··· Entries supplied ···

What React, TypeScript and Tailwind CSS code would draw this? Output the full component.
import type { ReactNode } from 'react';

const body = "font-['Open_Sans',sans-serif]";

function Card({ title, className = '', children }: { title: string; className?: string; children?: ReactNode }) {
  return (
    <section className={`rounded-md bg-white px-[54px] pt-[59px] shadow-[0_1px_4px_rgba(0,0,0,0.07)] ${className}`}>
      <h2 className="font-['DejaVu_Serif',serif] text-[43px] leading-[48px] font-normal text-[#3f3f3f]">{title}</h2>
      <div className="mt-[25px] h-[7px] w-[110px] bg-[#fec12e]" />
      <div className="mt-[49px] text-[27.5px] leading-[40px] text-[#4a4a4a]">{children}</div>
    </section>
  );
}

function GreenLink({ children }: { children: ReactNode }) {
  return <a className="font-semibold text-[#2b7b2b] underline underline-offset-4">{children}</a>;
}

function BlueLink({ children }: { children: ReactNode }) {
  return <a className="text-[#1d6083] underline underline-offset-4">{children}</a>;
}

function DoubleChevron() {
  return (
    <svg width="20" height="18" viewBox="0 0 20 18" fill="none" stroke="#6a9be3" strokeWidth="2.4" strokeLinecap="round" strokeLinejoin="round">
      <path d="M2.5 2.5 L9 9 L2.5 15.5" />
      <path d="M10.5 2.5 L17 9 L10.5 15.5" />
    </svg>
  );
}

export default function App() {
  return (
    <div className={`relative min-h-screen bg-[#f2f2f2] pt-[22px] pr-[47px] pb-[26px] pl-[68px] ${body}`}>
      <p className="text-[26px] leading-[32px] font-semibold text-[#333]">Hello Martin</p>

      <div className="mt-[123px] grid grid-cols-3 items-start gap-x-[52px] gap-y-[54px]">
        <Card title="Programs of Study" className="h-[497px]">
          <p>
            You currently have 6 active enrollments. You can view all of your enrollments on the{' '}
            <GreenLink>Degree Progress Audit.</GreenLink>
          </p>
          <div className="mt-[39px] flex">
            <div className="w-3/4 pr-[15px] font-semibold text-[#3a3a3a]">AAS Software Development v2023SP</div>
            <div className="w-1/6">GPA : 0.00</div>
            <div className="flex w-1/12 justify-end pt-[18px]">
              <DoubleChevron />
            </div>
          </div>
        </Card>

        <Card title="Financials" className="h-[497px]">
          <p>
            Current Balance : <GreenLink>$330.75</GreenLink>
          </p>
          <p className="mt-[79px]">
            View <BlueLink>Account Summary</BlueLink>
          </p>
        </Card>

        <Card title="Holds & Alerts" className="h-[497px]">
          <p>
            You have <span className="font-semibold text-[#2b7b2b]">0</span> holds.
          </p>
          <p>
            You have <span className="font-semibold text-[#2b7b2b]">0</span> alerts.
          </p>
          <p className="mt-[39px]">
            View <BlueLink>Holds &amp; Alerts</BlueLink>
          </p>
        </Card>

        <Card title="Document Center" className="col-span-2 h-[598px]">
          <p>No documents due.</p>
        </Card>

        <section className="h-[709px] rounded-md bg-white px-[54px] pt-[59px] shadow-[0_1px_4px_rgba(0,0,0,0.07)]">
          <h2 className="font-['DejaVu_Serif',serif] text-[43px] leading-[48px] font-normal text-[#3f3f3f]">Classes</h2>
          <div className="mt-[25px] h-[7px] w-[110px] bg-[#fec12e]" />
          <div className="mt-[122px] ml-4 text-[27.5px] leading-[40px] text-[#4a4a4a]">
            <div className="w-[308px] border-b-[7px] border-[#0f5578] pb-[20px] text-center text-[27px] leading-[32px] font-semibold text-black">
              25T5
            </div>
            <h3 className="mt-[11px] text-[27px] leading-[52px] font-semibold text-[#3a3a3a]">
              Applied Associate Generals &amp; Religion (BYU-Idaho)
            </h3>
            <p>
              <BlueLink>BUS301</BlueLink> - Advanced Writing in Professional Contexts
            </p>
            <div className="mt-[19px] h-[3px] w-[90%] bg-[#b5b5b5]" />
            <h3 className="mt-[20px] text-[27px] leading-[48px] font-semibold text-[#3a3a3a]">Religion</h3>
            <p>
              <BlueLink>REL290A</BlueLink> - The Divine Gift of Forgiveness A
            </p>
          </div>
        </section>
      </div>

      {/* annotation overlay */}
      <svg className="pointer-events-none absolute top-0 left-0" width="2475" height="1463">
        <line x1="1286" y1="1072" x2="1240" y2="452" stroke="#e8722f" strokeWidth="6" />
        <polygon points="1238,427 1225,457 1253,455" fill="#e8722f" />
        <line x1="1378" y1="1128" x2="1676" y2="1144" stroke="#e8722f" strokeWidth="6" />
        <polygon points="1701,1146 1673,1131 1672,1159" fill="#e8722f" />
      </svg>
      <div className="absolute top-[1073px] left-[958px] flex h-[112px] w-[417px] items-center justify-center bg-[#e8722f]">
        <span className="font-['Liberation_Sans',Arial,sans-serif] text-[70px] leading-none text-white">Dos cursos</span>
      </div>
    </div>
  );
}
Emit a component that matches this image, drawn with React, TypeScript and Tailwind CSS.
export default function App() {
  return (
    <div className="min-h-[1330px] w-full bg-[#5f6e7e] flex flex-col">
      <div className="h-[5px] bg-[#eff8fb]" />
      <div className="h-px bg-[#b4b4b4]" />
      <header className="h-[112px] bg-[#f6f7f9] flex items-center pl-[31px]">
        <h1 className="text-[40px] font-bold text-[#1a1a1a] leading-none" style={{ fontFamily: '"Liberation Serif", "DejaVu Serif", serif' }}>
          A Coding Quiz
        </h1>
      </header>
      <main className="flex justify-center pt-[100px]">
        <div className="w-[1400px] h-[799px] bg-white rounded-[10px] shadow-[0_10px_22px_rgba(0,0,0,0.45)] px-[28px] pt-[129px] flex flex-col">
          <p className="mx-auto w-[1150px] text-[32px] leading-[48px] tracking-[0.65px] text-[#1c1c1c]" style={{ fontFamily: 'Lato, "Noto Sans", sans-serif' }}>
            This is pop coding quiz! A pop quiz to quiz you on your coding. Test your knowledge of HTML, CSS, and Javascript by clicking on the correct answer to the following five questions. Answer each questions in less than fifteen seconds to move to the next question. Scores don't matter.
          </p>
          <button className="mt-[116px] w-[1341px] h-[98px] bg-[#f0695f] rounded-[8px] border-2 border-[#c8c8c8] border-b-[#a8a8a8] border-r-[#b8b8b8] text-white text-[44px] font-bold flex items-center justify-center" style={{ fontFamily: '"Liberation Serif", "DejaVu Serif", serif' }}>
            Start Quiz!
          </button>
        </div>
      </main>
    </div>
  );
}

···

### Task goal:
Reproduce the material in full, with no word added or dropped.

### Answer to this task:
What React, TypeScript and Tailwind CSS code would draw this? Output the full component.
import type { ReactNode } from 'react';

const body = "font-['Open_Sans',sans-serif]";

function Card({ title, className = '', children }: { title: string; className?: string; children?: ReactNode }) {
  return (
    <section className={`rounded-md bg-white px-[54px] pt-[59px] shadow-[0_1px_4px_rgba(0,0,0,0.07)] ${className}`}>
      <h2 className="font-['DejaVu_Serif',serif] text-[43px] leading-[48px] font-normal text-[#3f3f3f]">{title}</h2>
      <div className="mt-[25px] h-[7px] w-[110px] bg-[#fec12e]" />
      <div className="mt-[49px] text-[27.5px] leading-[40px] text-[#4a4a4a]">{children}</div>
    </section>
  );
}

function GreenLink({ children }: { children: ReactNode }) {
  return <a className="font-semibold text-[#2b7b2b] underline underline-offset-4">{children}</a>;
}

function BlueLink({ children }: { children: ReactNode }) {
  return <a className="text-[#1d6083] underline underline-offset-4">{children}</a>;
}

function DoubleChevron() {
  return (
    <svg width="20" height="18" viewBox="0 0 20 18" fill="none" stroke="#6a9be3" strokeWidth="2.4" strokeLinecap="round" strokeLinejoin="round">
      <path d="M2.5 2.5 L9 9 L2.5 15.5" />
      <path d="M10.5 2.5 L17 9 L10.5 15.5" />
    </svg>
  );
}

export default function App() {
  return (
    <div className={`relative min-h-screen bg-[#f2f2f2] pt-[22px] pr-[47px] pb-[26px] pl-[68px] ${body}`}>
      <p className="text-[26px] leading-[32px] font-semibold text-[#333]">Hello Martin</p>

      <div className="mt-[123px] grid grid-cols-3 items-start gap-x-[52px] gap-y-[54px]">
        <Card title="Programs of Study" className="h-[497px]">
          <p>
            You currently have 6 active enrollments. You can view all of your enrollments on the{' '}
            <GreenLink>Degree Progress Audit.</GreenLink>
          </p>
          <div className="mt-[39px] flex">
            <div className="w-3/4 pr-[15px] font-semibold text-[#3a3a3a]">AAS Software Development v2023SP</div>
            <div className="w-1/6">GPA : 0.00</div>
            <div className="flex w-1/12 justify-end pt-[18px]">
              <DoubleChevron />
            </div>
          </div>
        </Card>

        <Card title="Financials" className="h-[497px]">
          <p>
            Current Balance : <GreenLink>$330.75</GreenLink>
          </p>
          <p className="mt-[79px]">
            View <BlueLink>Account Summary</BlueLink>
          </p>
        </Card>

        <Card title="Holds & Alerts" className="h-[497px]">
          <p>
            You have <span className="font-semibold text-[#2b7b2b]">0</span> holds.
          </p>
          <p>
            You have <span className="font-semibold text-[#2b7b2b]">0</span> alerts.
          </p>
          <p className="mt-[39px]">
            View <BlueLink>Holds &amp; Alerts</BlueLink>
          </p>
        </Card>

        <Card title="Document Center" className="col-span-2 h-[598px]">
          <p>No documents due.</p>
        </Card>

        <section className="h-[709px] rounded-md bg-white px-[54px] pt-[59px] shadow-[0_1px_4px_rgba(0,0,0,0.07)]">
          <h2 className="font-['DejaVu_Serif',serif] text-[43px] leading-[48px] font-normal text-[#3f3f3f]">Classes</h2>
          <div className="mt-[25px] h-[7px] w-[110px] bg-[#fec12e]" />
          <div className="mt-[122px] ml-4 text-[27.5px] leading-[40px] text-[#4a4a4a]">
            <div className="w-[308px] border-b-[7px] border-[#0f5578] pb-[20px] text-center text-[27px] leading-[32px] font-semibold text-black">
              25T5
            </div>
            <h3 className="mt-[11px] text-[27px] leading-[52px] font-semibold text-[#3a3a3a]">
              Applied Associate Generals &amp; Religion (BYU-Idaho)
            </h3>
            <p>
              <BlueLink>BUS301</BlueLink> - Advanced Writing in Professional Contexts
            </p>
            <div className="mt-[19px] h-[3px] w-[90%] bg-[#b5b5b5]" />
            <h3 className="mt-[20px] text-[27px] leading-[48px] font-semibold text-[#3a3a3a]">Religion</h3>
            <p>
              <BlueLink>REL290A</BlueLink> - The Divine Gift of Forgiveness A
            </p>
          </div>
        </section>
      </div>

      {/* annotation overlay */}
      <svg className="pointer-events-none absolute top-0 left-0" width="2475" height="1463">
        <line x1="1286" y1="1072" x2="1240" y2="452" stroke="#e8722f" strokeWidth="6" />
        <polygon points="1238,427 1225,457 1253,455" fill="#e8722f" />
        <line x1="1378" y1="1128" x2="1676" y2="1144" stroke="#e8722f" strokeWidth="6" />
        <polygon points="1701,1146 1673,1131 1672,1159" fill="#e8722f" />
      </svg>
      <div className="absolute top-[1073px] left-[958px] flex h-[112px] w-[417px] items-center justify-center bg-[#e8722f]">
        <span className="font-['Liberation_Sans',Arial,sans-serif] text-[70px] leading-none text-white">Dos cursos</span>
      </div>
    </div>
  );
}
Emit a component that matches this image, drawn with React, TypeScript and Tailwind CSS.
export default function App() {
  return (
    <div className="min-h-[1330px] w-full bg-[#5f6e7e] flex flex-col">
      <div className="h-[5px] bg-[#eff8fb]" />
      <div className="h-px bg-[#b4b4b4]" />
      <header className="h-[112px] bg-[#f6f7f9] flex items-center pl-[31px]">
        <h1 className="text-[40px] font-bold text-[#1a1a1a] leading-none" style={{ fontFamily: '"Liberation Serif", "DejaVu Serif", serif' }}>
          A Coding Quiz
        </h1>
      </header>
      <main className="flex justify-center pt-[100px]">
        <div className="w-[1400px] h-[799px] bg-white rounded-[10px] shadow-[0_10px_22px_rgba(0,0,0,0.45)] px-[28px] pt-[129px] flex flex-col">
          <p className="mx-auto w-[1150px] text-[32px] leading-[48px] tracking-[0.65px] text-[#1c1c1c]" style={{ fontFamily: 'Lato, "Noto Sans", sans-serif' }}>
            This is pop coding quiz! A pop quiz to quiz you on your coding. Test your knowledge of HTML, CSS, and Javascript by clicking on the correct answer to the following five questions. Answer each questions in less than fifteen seconds to move to the next question. Scores don't matter.
          </p>
          <button className="mt-[116px] w-[1341px] h-[98px] bg-[#f0695f] rounded-[8px] border-2 border-[#c8c8c8] border-b-[#a8a8a8] border-r-[#b8b8b8] text-white text-[44px] font-bold flex items-center justify-center" style={{ fontFamily: '"Liberation Serif", "DejaVu Serif", serif' }}>
            Start Quiz!
          </button>
        </div>
      </main>
    </div>
  );
}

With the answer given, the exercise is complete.